Towns in Machakos County on the outskirts of Nairobi from the 2000s been inhabited by people who work in Nairobi. Athi River is one town that has seen people move there. This shows that people have started to prefer living outside the core of the city. Under the Nairobi 2030 Masterplan, Machakos County is to become a dormitory town for Core Nairobi.

==== Konza Techno City ====
Konza Technology City dubbed "Africa’s Silicon Valley" will be the single largest property development ever done in Kenya. It is going to host the technology city as part of many programmes that aim to steer Kenya into middle income status. It will cost a whooping US$14.5 billion after commencing in January 2013 and is to be completed by 2030.

=== Kiambu (North Metro) ===
With the recent completion of the expansion of a Thika road connecting Core Nairobi to Kiambu County, there has been a lot of property development happening like Mi Vida Garden City Apartment with the most significant being.

==== Tatu City ====
Tatu City is a property development by Moscow-based Renaissance Partners.

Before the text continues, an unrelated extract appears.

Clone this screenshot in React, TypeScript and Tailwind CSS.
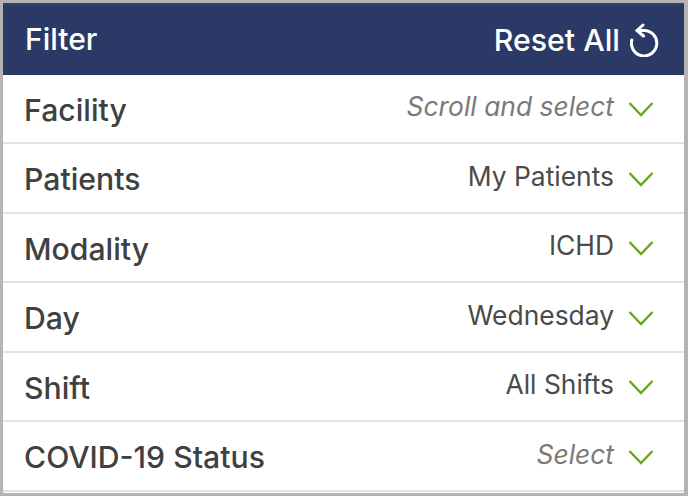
const rows = [
  { label: "Facility", value: "Scroll and select", placeholder: true },
  { label: "Patients", value: "My Patients", placeholder: false },
  { label: "Modality", value: "ICHD", placeholder: false },
  { label: "Day", value: "Wednesday", placeholder: false },
  { label: "Shift", value: "All Shifts", placeholder: false },
  { label: "COVID-19 Status", value: "Select", placeholder: true },
];

export default function App() {
  return (
    <div className="w-[688px] h-[496px] overflow-hidden bg-[#b4b4b4] pt-[3px] pl-[3px] pr-[4px] pb-[3px] font-['Inter',sans-serif]">
      <div className="flex flex-col h-full bg-white">
        <div className="flex items-center justify-between h-[71.5px] bg-[#2a3966] border-t-2 border-[#33436f] pl-[22px] pr-[24px] pb-[2px] text-white shrink-0">
          <span className="text-[30px] font-[550] leading-none">Filter</span>
          <div className="flex items-center gap-[10px]">
            <span className="text-[30.3px] font-medium leading-none pt-[2px]">Reset All</span>
            <svg width="30" height="34" viewBox="0 0 30 34" fill="none" stroke="white" strokeWidth="3" strokeLinecap="round" strokeLinejoin="round" className="translate-y-[1px]">
              <path d="M13 2 L7 7.5 L13.5 13" />
              <path d="M7 7.5 H14 A12.7 12.7 0 1 1 1.8 17" />
            </svg>
          </div>
        </div>
        {rows.map((r) => (
          <div key={r.label} className="flex items-center justify-between h-[69.5px] shrink-0 border-b-2 border-[#e2e2e2] pl-[21px] pr-[30px]">
            <span className="text-[30.2px] font-[550] leading-none text-[#404040] pt-[3px]">{r.label}</span>
            <div className="flex items-center gap-[14px]">
              <span className={r.placeholder ? "text-[26.4px] italic leading-none text-[#7a7a7a] -translate-y-[2px]" : "text-[26.4px] leading-none text-[#4a4a4a] -translate-y-[2px]"}>{r.value}</span>
              <svg width="26" height="16" viewBox="0 0 26 16" fill="none" stroke="#6aa51f" strokeWidth="2.4" className="translate-y-[1px]">
                <path d="M1.5 2 L13 14 L24.5 2" />
              </svg>
            </div>
          </div>
        ))}
      </div>
    </div>
  );
}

The development will cost US$2.5 billion; groundbreaking commenced in early 2013.

=== Kajiado (South Metro) ===
Kajiado County is currently home to Kenya's richest people. There are many residential neighbourhoods that host people who work in Nairobi examples are Ngong, Kitengela, Kiserian and Ongata Rongai. Kitengela is close to Athi River which has also started rising as a popular residential area.

== Mombasa ==
Mombasa is the second-largest city in Kenya. Prime land in Mombasa is up for grabs as a property boom like the one witnessed in the 1970s continues to push up home prices in the coastal town.

=== Shanzu ===
Shanzu is also another affluent neighbourhood right past Whitesands beach hotel at Bamburi beach. The area houses high-profile housing developments.

=== English Point Marina ===
English Point Marina is a waterfront mixed-use development in Mombasa, Kenya, located near the Old Town and overlooking Tudor Creek. The project includes residential apartments, hospitality facilities, restaurants and marina-related infrastructure.

The project was opened in January 2016 by President Uhuru Kenyatta. The EastAfrican reported that the development cost about US$47 million and was financed by Kenya Commercial Bank.

Earlier reports described apartment units in the development as being priced between KSh36 million and KSh150 million, placing it in the high-end coastal residential and hospitality market.